KI Hadjar Dewantara adalah pendiri bangsa yang secara khusus menulis buku berjudul Pantjasila, terbit pada tahun 1950 (Jogjakarta: NV Usaha Penerbitan Patjinan 9).
Ki Hadjar merupakan anggota Badan Penyelidik Usaha-usaha Persiapan Kemerdekaan Indonesia (BPUPKI) - Panitia Persiapan Kemerdekaan Indonesia (PPKI) meskipun bukan anggota Panitia Sembilan perumus Pancasila.
Hanya saja Ki Hadjar merupakan tokoh pertama yang menyetujui pidato 1 Juni 1945 Soekarno. Persetujuan ini diinformasikan sendiri oleh Soekarno dalam peringatan Hari Lahir Pancasila, 1 Juni 1965.
Buku Pantjasila setebal 33 halaman itu merupakan buah renungan Ki Hadjar Dewantara terhadap Pancasila, dengan pendekatan yang khas, yang beliau sebut dengan “irama”.
Sebagaimana sebuah lagu, irama membuat “isi dan bentuk” Pancasila menjadi “terdengar” berbeda, dengan irama-irama lain. Irama oleh karenanya merupakan cara membaca yang khas, yang dikembangkan oleh Ki Hadjar untuk membaca Pancasila melalui cara pandang tersendiri.
Baca juga: Hardiknas 2022: Siswa, Kenali Sisi Lain Ki Hadjar Dewantara
Banyak tokoh telah mengembangkan irama tersendiri dalam “mendendangkan” Pancasila.
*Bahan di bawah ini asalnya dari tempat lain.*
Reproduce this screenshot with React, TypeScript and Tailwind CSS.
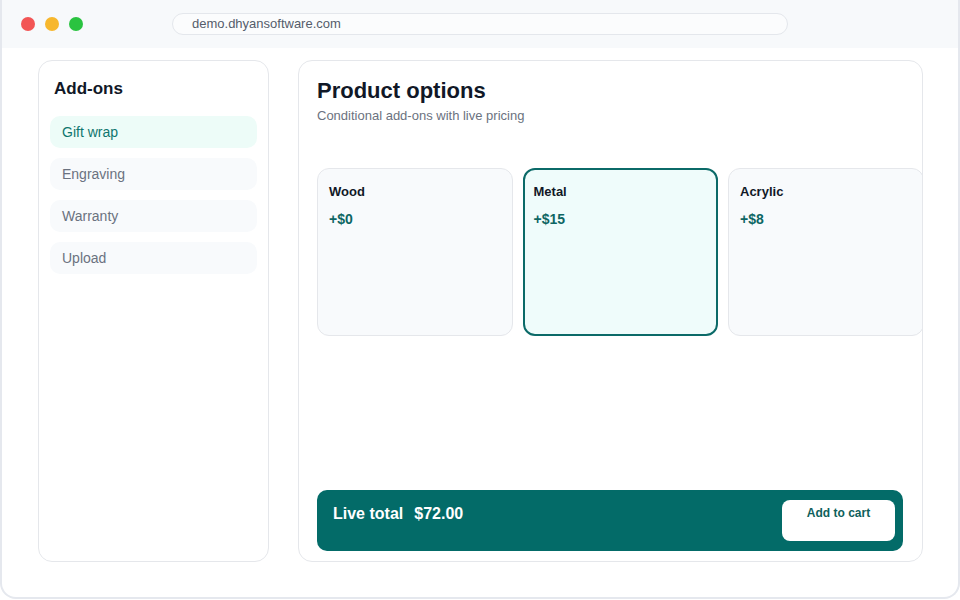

Soekarno sebagai penggali Pancasila menjadikan sila kebangsaan Indonesia sebagai nada utama bagi irama Pancasila.
Sila kebangsaan itu lalu diramu dengan prinsip kesejahteraan sosial yang menyifati, baik nasionalisme maupun demokrasi, sehingga melahirkan sosio-nasionalisme dan sosio-demokrasi. Sebuah bangunan kebangsaan dan demokrasi yang mengarahkan cita utamanya bagi terbangunnya struktur sosial berkeadilan.
Bung Hatta juga memiliki irama tersendiri dalam membaca Pancasila. Bagi Hatta, nada tertinggi dalam Pancasila ialah sila Ketuhanan Yang Maha Esa. Nada ketuhanan ini yang melantunkan sila-sila lainnya, sebagai “kelanjutan dari ketuhanan dengan perbuatan dalam praktik hidup”.
Di tangan Bung Hatta, irama Pancasila terdengar religius, membuahkan penghayatan transenden terhadap dasar negara.
Demikian pula Ki Hadjar Dewantara. Hanya saja berlainan dengan dua karib pendiri bangsa tersebut, Ki Hadjar menjadikan sila kemanusiaan sebagai “nada tertinggi” dari Pancasila. Dengan demikian, Pancasila bukan sekadar dasar negara dan ideologi bangsa, melainkan keluruhan hidup manusia, yang berkeadaban dan berkeadilan.
Bagi Ki Hadjar, sila kebangsaan, kerakyatan dan keadilan sosial merupakan karakter kemuliaan manusia, sehingga ketika seseorang ingin menjadi manusia paripurna, ia harus nasionalis, demokratis, dan berkeadilan sosial.
Dalam kaitan ini, Ki Hadjar lalu menempatkan sila ketuhanan di atas sila-sila kemanusiaan tersebut. Sebab menurut Ki Hadjar, ketuhanan merupakan “cahaya dan air” yang menerangi, menghidupkan, dan menyuburkan nilai-nilai kemanusiaan tersebut.
Pembacaan Ki Hadjar terhadap Pancasila yang melahirkan konsep tentang irama itu sangat penting kita pahami, di tengah kegersangan dalam cara membaca Pancasila.
Sebelum menulis soal irama Pancasila, terlebih dahulu Ki Hadjar memberikan kesaksian terhadap kelahiran Pancasila. Sebagai anggota BPUPKI yang menyaksikan proses lahirnya dasar negara Pancasila, Ki Hadjar memberikan kesaksian terhadap peran Soekarno sebagai penggali, atau jika memakai istilah beliau, pencipta Pancasila.
Oleh karenanya, dalam tulisan tentang Pancasila tersebut, Ki Hadjar mendasarkan pemikiran dan penafsirannya tentang Pancasila berdasarkan gagasan Sukarno.